WHAT IS BEING ASKED »
Your task is to repeat the lines below exactly, excluding any pictures they contain.

DATA EXCERPT »
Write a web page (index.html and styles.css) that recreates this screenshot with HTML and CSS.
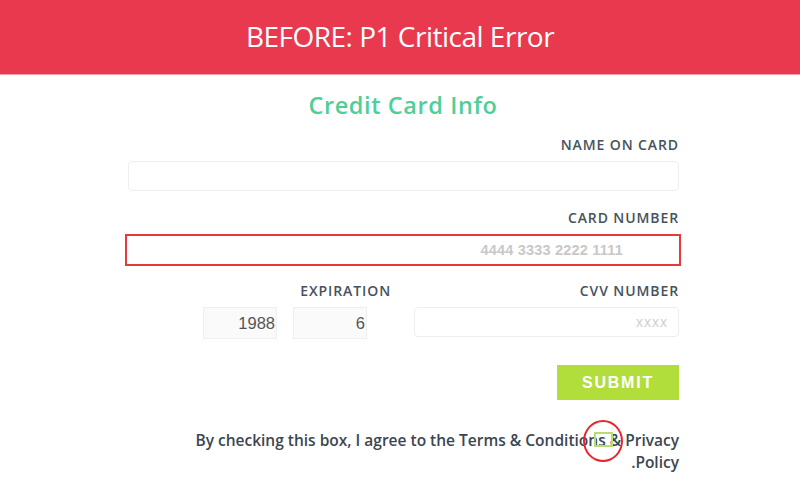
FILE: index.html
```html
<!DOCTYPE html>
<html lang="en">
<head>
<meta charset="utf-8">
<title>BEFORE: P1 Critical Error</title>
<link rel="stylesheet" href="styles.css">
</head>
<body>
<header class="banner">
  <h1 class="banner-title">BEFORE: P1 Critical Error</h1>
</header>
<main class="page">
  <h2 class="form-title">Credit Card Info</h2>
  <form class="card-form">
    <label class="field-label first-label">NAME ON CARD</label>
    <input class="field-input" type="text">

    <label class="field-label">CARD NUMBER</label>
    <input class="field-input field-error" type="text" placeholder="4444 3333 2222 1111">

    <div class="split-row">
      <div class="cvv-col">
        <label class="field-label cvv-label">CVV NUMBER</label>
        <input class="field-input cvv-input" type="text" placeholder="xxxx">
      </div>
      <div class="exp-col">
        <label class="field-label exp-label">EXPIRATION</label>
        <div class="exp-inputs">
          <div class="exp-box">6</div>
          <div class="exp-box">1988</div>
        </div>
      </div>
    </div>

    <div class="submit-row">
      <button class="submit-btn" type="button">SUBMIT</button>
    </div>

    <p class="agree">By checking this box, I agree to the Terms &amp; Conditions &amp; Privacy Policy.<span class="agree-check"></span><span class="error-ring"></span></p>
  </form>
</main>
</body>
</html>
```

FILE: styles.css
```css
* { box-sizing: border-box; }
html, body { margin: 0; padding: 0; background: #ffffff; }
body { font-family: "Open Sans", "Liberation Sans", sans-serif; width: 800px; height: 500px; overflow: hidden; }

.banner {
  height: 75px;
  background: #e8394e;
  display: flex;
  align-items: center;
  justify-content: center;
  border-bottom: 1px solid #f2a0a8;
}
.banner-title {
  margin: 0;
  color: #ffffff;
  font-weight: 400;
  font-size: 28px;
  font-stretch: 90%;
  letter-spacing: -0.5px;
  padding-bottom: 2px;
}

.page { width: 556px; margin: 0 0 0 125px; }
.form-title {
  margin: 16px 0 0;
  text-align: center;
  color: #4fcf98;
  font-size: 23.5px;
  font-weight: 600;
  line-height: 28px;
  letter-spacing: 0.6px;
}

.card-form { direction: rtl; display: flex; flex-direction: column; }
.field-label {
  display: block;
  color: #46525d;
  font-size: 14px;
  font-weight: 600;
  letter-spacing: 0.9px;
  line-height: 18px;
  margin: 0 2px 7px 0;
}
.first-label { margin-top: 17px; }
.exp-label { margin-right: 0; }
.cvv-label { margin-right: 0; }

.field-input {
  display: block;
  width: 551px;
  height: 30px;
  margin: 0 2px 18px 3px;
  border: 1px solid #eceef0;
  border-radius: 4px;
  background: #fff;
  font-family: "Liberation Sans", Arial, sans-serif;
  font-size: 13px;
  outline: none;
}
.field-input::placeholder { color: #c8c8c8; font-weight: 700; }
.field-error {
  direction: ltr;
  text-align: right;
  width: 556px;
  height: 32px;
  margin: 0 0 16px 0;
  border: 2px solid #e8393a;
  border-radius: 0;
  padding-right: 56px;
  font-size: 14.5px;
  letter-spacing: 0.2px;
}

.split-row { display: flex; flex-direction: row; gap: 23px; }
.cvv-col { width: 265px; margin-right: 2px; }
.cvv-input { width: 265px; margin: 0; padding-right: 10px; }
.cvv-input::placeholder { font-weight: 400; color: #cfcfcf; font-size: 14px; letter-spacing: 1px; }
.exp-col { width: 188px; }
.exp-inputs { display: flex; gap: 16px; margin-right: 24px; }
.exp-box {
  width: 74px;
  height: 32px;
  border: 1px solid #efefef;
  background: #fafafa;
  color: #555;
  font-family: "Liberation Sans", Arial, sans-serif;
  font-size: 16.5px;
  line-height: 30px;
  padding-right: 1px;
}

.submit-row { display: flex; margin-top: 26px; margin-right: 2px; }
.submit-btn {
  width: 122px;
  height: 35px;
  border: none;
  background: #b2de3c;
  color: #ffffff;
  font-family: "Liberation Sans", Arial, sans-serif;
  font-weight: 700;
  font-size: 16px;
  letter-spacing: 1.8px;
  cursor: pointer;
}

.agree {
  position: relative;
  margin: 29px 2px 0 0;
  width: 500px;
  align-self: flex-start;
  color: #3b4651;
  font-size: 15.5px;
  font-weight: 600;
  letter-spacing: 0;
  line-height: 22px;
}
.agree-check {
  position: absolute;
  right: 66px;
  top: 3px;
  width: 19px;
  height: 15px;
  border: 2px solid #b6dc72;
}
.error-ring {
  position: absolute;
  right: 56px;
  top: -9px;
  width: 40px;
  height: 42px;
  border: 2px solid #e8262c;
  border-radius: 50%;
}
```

OUTPUT »
Write a web page (index.html and styles.css) that recreates this screenshot with HTML and CSS.
FILE: index.html
```html
<!DOCTYPE html>
<html lang="en">
<head>
<meta charset="utf-8">
<title>BEFORE: P1 Critical Error</title>
<link rel="stylesheet" href="styles.css">
</head>
<body>
<header class="banner">
  <h1 class="banner-title">BEFORE: P1 Critical Error</h1>
</header>
<main class="page">
  <h2 class="form-title">Credit Card Info</h2>
  <form class="card-form">
    <label class="field-label first-label">NAME ON CARD</label>
    <input class="field-input" type="text">

    <label class="field-label">CARD NUMBER</label>
    <input class="field-input field-error" type="text" placeholder="4444 3333 2222 1111">

    <div class="split-row">
      <div class="cvv-col">
        <label class="field-label cvv-label">CVV NUMBER</label>
        <input class="field-input cvv-input" type="text" placeholder="xxxx">
      </div>
      <div class="exp-col">
        <label class="field-label exp-label">EXPIRATION</label>
        <div class="exp-inputs">
          <div class="exp-box">6</div>
          <div class="exp-box">1988</div>
        </div>
      </div>
    </div>

    <div class="submit-row">
      <button class="submit-btn" type="button">SUBMIT</button>
    </div>

    <p class="agree">By checking this box, I agree to the Terms &amp; Conditions &amp; Privacy Policy.<span class="agree-check"></span><span class="error-ring"></span></p>
  </form>
</main>
</body>
</html>
```

FILE: styles.css
```css
* { box-sizing: border-box; }
html, body { margin: 0; padding: 0; background: #ffffff; }
body { font-family: "Open Sans", "Liberation Sans", sans-serif; width: 800px; height: 500px; overflow: hidden; }

.banner {
  height: 75px;
  background: #e8394e;
  display: flex;
  align-items: center;
  justify-content: center;
  border-bottom: 1px solid #f2a0a8;
}
.banner-title {
  margin: 0;
  color: #ffffff;
  font-weight: 400;
  font-size: 28px;
  font-stretch: 90%;
  letter-spacing: -0.5px;
  padding-bottom: 2px;
}

.page { width: 556px; margin: 0 0 0 125px; }
.form-title {
  margin: 16px 0 0;
  text-align: center;
  color: #4fcf98;
  font-size: 23.5px;
  font-weight: 600;
  line-height: 28px;
  letter-spacing: 0.6px;
}

.card-form { direction: rtl; display: flex; flex-direction: column; }
.field-label {
  display: block;
  color: #46525d;
  font-size: 14px;
  font-weight: 600;
  letter-spacing: 0.9px;
  line-height: 18px;
  margin: 0 2px 7px 0;
}
.first-label { margin-top: 17px; }
.exp-label { margin-right: 0; }
.cvv-label { margin-right: 0; }

.field-input {
  display: block;
  width: 551px;
  height: 30px;
  margin: 0 2px 18px 3px;
  border: 1px solid #eceef0;
  border-radius: 4px;
  background: #fff;
  font-family: "Liberation Sans", Arial, sans-serif;
  font-size: 13px;
  outline: none;
}
.field-input::placeholder { color: #c8c8c8; font-weight: 700; }
.field-error {
  direction: ltr;
  text-align: right;
  width: 556px;
  height: 32px;
  margin: 0 0 16px 0;
  border: 2px solid #e8393a;
  border-radius: 0;
  padding-right: 56px;
  font-size: 14.5px;
  letter-spacing: 0.2px;
}

.split-row { display: flex; flex-direction: row; gap: 23px; }
.cvv-col { width: 265px; margin-right: 2px; }
.cvv-input { width: 265px; margin: 0; padding-right: 10px; }
.cvv-input::placeholder { font-weight: 400; color: #cfcfcf; font-size: 14px; letter-spacing: 1px; }
.exp-col { width: 188px; }
.exp-inputs { display: flex; gap: 16px; margin-right: 24px; }
.exp-box {
  width: 74px;
  height: 32px;
  border: 1px solid #efefef;
  background: #fafafa;
  color: #555;
  font-family: "Liberation Sans", Arial, sans-serif;
  font-size: 16.5px;
  line-height: 30px;
  padding-right: 1px;
}

.submit-row { display: flex; margin-top: 26px; margin-right: 2px; }
.submit-btn {
  width: 122px;
  height: 35px;
  border: none;
  background: #b2de3c;
  color: #ffffff;
  font-family: "Liberation Sans", Arial, sans-serif;
  font-weight: 700;
  font-size: 16px;
  letter-spacing: 1.8px;
  cursor: pointer;
}

.agree {
  position: relative;
  margin: 29px 2px 0 0;
  width: 500px;
  align-self: flex-start;
  color: #3b4651;
  font-size: 15.5px;
  font-weight: 600;
  letter-spacing: 0;
  line-height: 22px;
}
.agree-check {
  position: absolute;
  right: 66px;
  top: 3px;
  width: 19px;
  height: 15px;
  border: 2px solid #b6dc72;
}
.error-ring {
  position: absolute;
  right: 56px;
  top: -9px;
  width: 40px;
  height: 42px;
  border: 2px solid #e8262c;
  border-radius: 50%;
}
```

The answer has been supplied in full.